When will zoologists stop lying to us? There may be an animal known as a “flying squirrel,” but it can only glide, not fly. The “electric eel” may be able to give you a nasty shock, but it’s a knifefish, not an eel. The “red panda” is neither truly red, not is it even closely related to the black-and-white panda we all know and love.
Sadly, it looks like this mischievous form of naming won’t stop anytime soon. You’d expect something called a “lionfish” to be able to produce a fairly mighty roar. However, researchers have finally managed to hear its vocalizations for the very first time, and it’s enormously underwhelming. It’s more like a diminutive bleep, a pathetic pulse – a rubbish roar, if you will.
Writing in the Journal of Fish Biology, a team led by North Carolina State University set out to find out what these particular fish sounded like. By understanding what noises they make, researchers could track them more effectively, and if anything needs to be kept tabs on, it’s these pesky creatures.
They’re an aggressive, venomous, and prolifically invasive species. After being dumped into the sea by disinterested aquarium specialists in the mid-1980s, they spread like proverbial wildfire. Their conquest of the Caribbean and Eastern US waters has already led to the collapse of food chains and the degradation of reefs.
Noting that plenty of other fish use low-pitched noises to communicate to each other, the team decided to interrogate a few captive lionfish to see what squeaks or squawks they might make. Placing a series of microphones inside a lionfish aquarium, they waited patiently to see if they picked up on anything. Sometimes, the team induced strong currents in the water in order to see if stressed-out lionfish make noises too.
As you can hear from the recording, they indeed do make noises, but hardly anything befitting their grandiose name – which to be fair, refers more to their vaguely lion-like “mane” of fins.
Either way: discovery made.
"Through the analysis of acoustic recordings of captive Pterois spp., this study has confirmed anecdotal evidence that Pterois spp. are soniferous," the team note in their study.
Interestingly, when they’re calm, they make heartbeat-like noises; rhythmic pulses akin to the beating of a teeny tiny drum. When they’re stressed, the pulses become quicker and louder. The team is not sure what the purposes of these noises are just yet.
Curiously, they appear to be far more vocal during the early hours of the morning and the late evening. At present, it’s not yet clear if males and females make different noises.

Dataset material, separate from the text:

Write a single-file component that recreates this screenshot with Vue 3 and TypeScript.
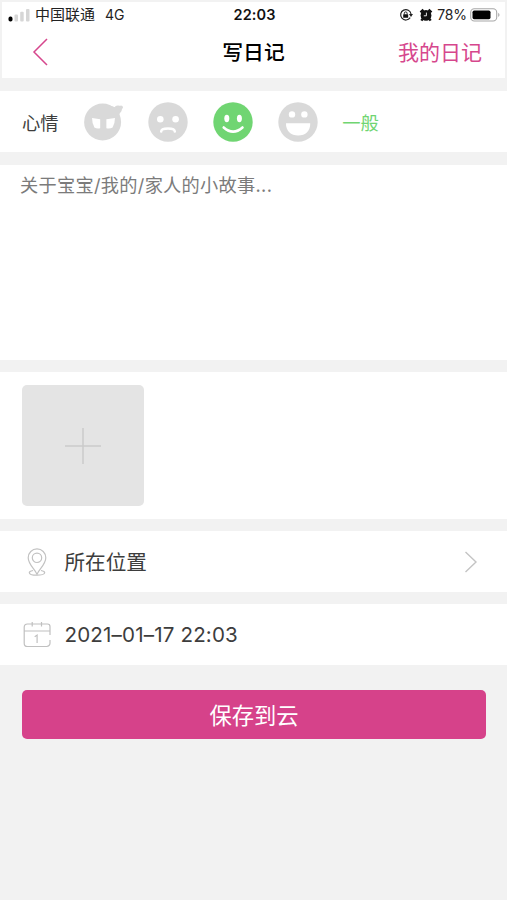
<script setup lang="ts">
import { ref } from 'vue'

type Mood = 'angry' | 'sad' | 'normal' | 'happy'

const moods: Mood[] = ['angry', 'sad', 'normal', 'happy']
const selected = ref<Mood>('normal')
const labels: Record<Mood, string> = { angry: '生气', sad: '难过', normal: '一般', happy: '开心' }
const story = ref('')
</script>

<template>
  <div class="page">
    <header class="top">
      <div class="status">
        <div class="carrier">
          <svg class="signal" width="22" height="14" viewBox="0 0 22 14">
            <rect x="0.5" y="8.6" width="4" height="5" rx="1.8" fill="#000" />
            <rect x="6.5" y="6.5" width="3.5" height="7" rx="1" fill="#d6d6d6" />
            <rect x="12.2" y="3.7" width="3.5" height="9.8" rx="1" fill="#d6d6d6" />
            <rect x="18" y="1" width="3.5" height="12.5" rx="1" fill="#d6d6d6" />
          </svg>
          <span class="operator">中国联通</span>
          <span class="network">4G</span>
        </div>
        <span class="clock">22:03</span>
        <div class="indicators">
          <svg width="14" height="14" viewBox="0 0 14 14">
            <path d="M11.2 9.7A5.2 5.2 0 1 1 12 6" fill="none" stroke="#222" stroke-width="1.2" />
            <path d="M9.9 6h4.1l-2 3z" fill="#222" />
            <rect x="4.2" y="6.2" width="5" height="3.6" rx="0.5" fill="#111" />
            <path d="M5.3 6.5V5.3a1.4 1.4 0 0 1 2.8 0v1.2" fill="none" stroke="#222" />
          </svg>
          <svg class="alarm" width="14" height="14" viewBox="0 0 14 14">
            <circle cx="7" cy="7.4" r="5.4" fill="#111" />
            <path d="M1.5 4.3 4.4 1.7M9.6 1.7l2.9 2.6M3.4 11l-1 1.7M10.6 11l1 1.7" stroke="#111" stroke-width="2.4" />
            <path d="M7.4 4.6v3.2H4.8" fill="none" stroke="#fff" stroke-width="0.9" />
          </svg>
          <span class="percent">78%</span>
          <svg class="battery" width="31" height="14" viewBox="0 0 31 14">
            <rect x="0.7" y="0.8" width="26" height="12.2" rx="3.6" fill="#fff" stroke="#a8a8a8" stroke-width="1.1" />
            <rect x="2.5" y="2.6" width="18" height="8.6" rx="1.7" fill="#000" />
            <path d="M28.2 4.7q2.6 2.2 0 4.4z" fill="#aaa" />
          </svg>
        </div>
      </div>
      <nav class="nav">
        <button class="back" aria-label="返回">
          <svg width="17" height="28" viewBox="0 0 17 28">
            <path d="M15 1 2 14 15 27" fill="none" stroke="#d6478d" stroke-width="1.5" />
          </svg>
        </button>
        <h1>写日记</h1>
        <a class="mine">我的日记</a>
      </nav>
    </header>

    <section class="panel mood">
      <span class="mood-title">心情</span>
      <div class="faces">
        <button
          v-for="m in moods"
          :key="m"
          class="face"
          :class="{ active: m === selected }"
          :aria-label="labels[m]"
          @click="selected = m"
        >
          <svg width="40" height="40" viewBox="0 0 40 40">
            <template v-if="m === 'angry'">
              <circle cx="18.6" cy="20" r="18.5" fill="currentColor" />
              <circle cx="34" cy="7.2" r="3.8" fill="currentColor" />
              <circle cx="37" cy="5.3" r="1.9" fill="currentColor" />
              <path d="M24 3 32 5.500 36.500 10 34.500 14z" fill="currentColor" />
              <path d="M8 16 16.200 17.300V26.300Q13 27.200 10.400 25.600Q8.200 22 8 16z" fill="#fff" />
              <path d="M31 16 22.400 17.300V26.300Q25.800 27.200 28.600 25.600Q30.800 22 31 16z" fill="#fff" />
            </template>
            <template v-else>
              <circle cx="20" cy="20" r="19.7" fill="currentColor" />
              <g v-if="m === 'sad'">
                <circle cx="12.3" cy="17.2" r="3.3" fill="#fff" />
                <circle cx="27.6" cy="17.2" r="3.3" fill="#fff" />
                <path d="M13.2 29.6q0-3.1 6.800-3.100t6.800 3.100" fill="none" stroke="#fff" stroke-width="2.5" stroke-linecap="round" />
              </g>
              <g v-else-if="m === 'normal'">
                <ellipse cx="13.8" cy="16.5" rx="2.5" ry="3.7" fill="#fff" />
                <ellipse cx="26.4" cy="16.5" rx="2.5" ry="3.7" fill="#fff" />
                <path d="M10.7 25.5q9.400 8.300 18.800 0" fill="none" stroke="#fff" stroke-width="2.6" stroke-linecap="round" />
              </g>
              <g v-else>
                <circle cx="14" cy="12.4" r="3.2" fill="#fff" />
                <circle cx="26.4" cy="12.4" r="3.2" fill="#fff" />
                <path d="M8 21.2h24.200c.3 7.500-4.700 12.300-12 12.300S7.700 28.700 8 21.200z" fill="#fff" />
              </g>
            </template>
          </svg>
        </button>
      </div>
      <span class="mood-value">{{ labels[selected] }}</span>
    </section>

    <section class="panel story">
      <textarea v-model="story" placeholder="关于宝宝/我的/家人的小故事..."></textarea>
    </section>

    <section class="panel photos">
      <button class="add" aria-label="添加照片">
        <svg width="38" height="38" viewBox="0 0 38 38">
          <path d="M19 1v36M1 19h36" stroke="#cacaca" stroke-width="1.5" />
        </svg>
      </button>
    </section>

    <section class="panel row">
      <svg class="row-icon" width="30" height="30" viewBox="0 0 30 30" fill="none" stroke="#c2c2c2" stroke-width="1.2">
        <path d="M15 27.200C12.500 22 6.200 17 6.200 10.700a8.800 8.800 0 0 1 17.600 0C23.800 17 17.500 22 15 27.200z" />
        <circle cx="15" cy="10.800" r="4.700" />
        <path d="M11 23.500c-2.200.4-3.700 1.200-3.700 2.200 0 1.500 3.500 2.500 7.700 2.500s7.700-1 7.700-2.500c0-1-1.500-1.800-3.700-2.200" />
      </svg>
      <span class="row-text">所在位置</span>
      <svg class="chevron" width="14" height="22" viewBox="0 0 14 22">
        <path d="M1.500 1 12 11 1.500 21" fill="none" stroke="#c4c4c4" stroke-width="1.400" />
      </svg>
    </section>

    <section class="panel row">
      <svg class="row-icon" width="30" height="30" viewBox="0 0 30 30" fill="none" stroke="#c0c0c0" stroke-width="1.2">
        <path d="M28 15V6.500a2.500 2.500 0 0 0-2.500-2.500h-20A3.300 3.300 0 0 0 2.200 7.300v15.900a3.300 3.300 0 0 0 3.300 3.300h19.200a3.300 3.300 0 0 0 3.300-3.300V20M2.200 11H28M10.200 2v4.500M19.500 2v4.500" />
        <path d="M12.700 16.800l2.400-1.700v7.800" />
      </svg>
      <span class="row-text date">2021–01–17 22:03</span>
    </section>

    <button class="save">保存到云</button>
  </div>
</template>

<style>
body {
  margin: 0;
  background: #f2f2f2;
}
</style>

<style scoped>
.page {
  box-sizing: border-box;
  min-height: 900px;
  padding-top: 2px;
  display: flex;
  flex-direction: column;
  background: #f2f2f2;
  color: #3d3d3d;
  font-family: Inter, "Noto Sans CJK SC", sans-serif;
}
button {
  border: 0;
  padding: 0;
  background: none;
  font: inherit;
  display: flex;
  align-items: center;
  justify-content: center;
}
svg {
  display: block;
  flex: none;
}
.top {
  height: 76px;
  margin: 0 2px 13px;
  background: #fff;
}
.status {
  height: 24px;
  display: grid;
  grid-template-columns: 1fr auto 1fr;
  align-items: center;
  padding: 0 4px 0 6px;
}
.carrier,
.indicators {
  display: flex;
  align-items: center;
}
.indicators {
  justify-content: flex-end;
}
.operator {
  margin-left: 5px;
  padding-top: 1px;
  font-size: 15px;
  line-height: 24px;
  color: #222;
}
.network {
  margin-left: 10px;
  font-size: 14px;
  color: #222;
}
.clock {
  font-size: 14.5px;
  font-weight: 600;
  letter-spacing: 0.1px;
  color: #111;
}
.alarm {
  margin-left: 6px;
}
.percent {
  margin: 0 3px 0 4px;
  font-size: 14px;
  letter-spacing: -0.1px;
  color: #222;
}
.nav {
  height: 52px;
  display: grid;
  grid-template-columns: 1fr auto 1fr;
  align-items: center;
  padding: 0 23px 0 30px;
}
.back {
  justify-self: start;
}
h1 {
  margin: 2px 7px 0 0;
  font-size: 20.8px;
  font-weight: 500;
  line-height: 30px;
  color: #000;
}
.mine {
  justify-self: end;
  margin-top: 2px;
  font-size: 21px;
  line-height: 30px;
  color: #d6478d;
}
.panel {
  box-sizing: border-box;
  background: #fff;
  margin-bottom: 12px;
}
.mood {
  height: 61px;
  margin-bottom: 13px;
  display: flex;
  align-items: center;
  padding-left: 22px;
  font-size: 18.3px;
}
.faces {
  display: flex;
  gap: 24.7px;
  margin: 0 24.5px 0 25px;
}
.face {
  width: 40px;
  height: 40px;
  color: #d9d9d9;
}
.face.active {
  color: #70d572;
}
.mood-value {
  color: #70d572;
}
.story {
  height: 195px;
  padding: 7px 20px;
}
textarea {
  display: block;
  width: 100%;
  height: 180px;
  padding: 0;
  border: 0;
  outline: 0;
  resize: none;
  background: none;
  font: inherit;
  font-size: 18.2px;
  letter-spacing: 0.3px;
  line-height: 27px;
  color: #3d3d3d;
}
textarea::placeholder {
  color: #7b7b7b;
}
.photos {
  height: 147px;
  padding: 13px 22px;
}
.add {
  width: 122px;
  height: 121px;
  border-radius: 5px;
  background: #e4e4e4;
}
.row {
  height: 61px;
  display: flex;
  align-items: center;
  padding: 0 29px 0 22px;
}
.row-icon {
  margin-right: 12.5px;
}
.row-text {
  flex: 1;
  padding-bottom: 2px;
  font-size: 20.6px;
}
.date {
  padding-bottom: 0;
  letter-spacing: 0.15px;
}
.save {
  box-sizing: border-box;
  height: 49px;
  margin: 13px 21px 0 22px;
  padding-bottom: 2px;
  border-radius: 5px;
  background: #d6428a;
  color: #fff;
  font-size: 22.3px;
}
</style>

Now that the “roar” has been documented, it could be used by researchers to quantify the scale of invasions. Could their “agitated” call could be blasted back at them, convincing them to retreat from vulnerable areas?
"It is certainly possible," Bogdanoff told IFLScience. "A lot more research is needed to figure out exactly how lionfish are using sounds."
Either way: step up your naming game, zoologists.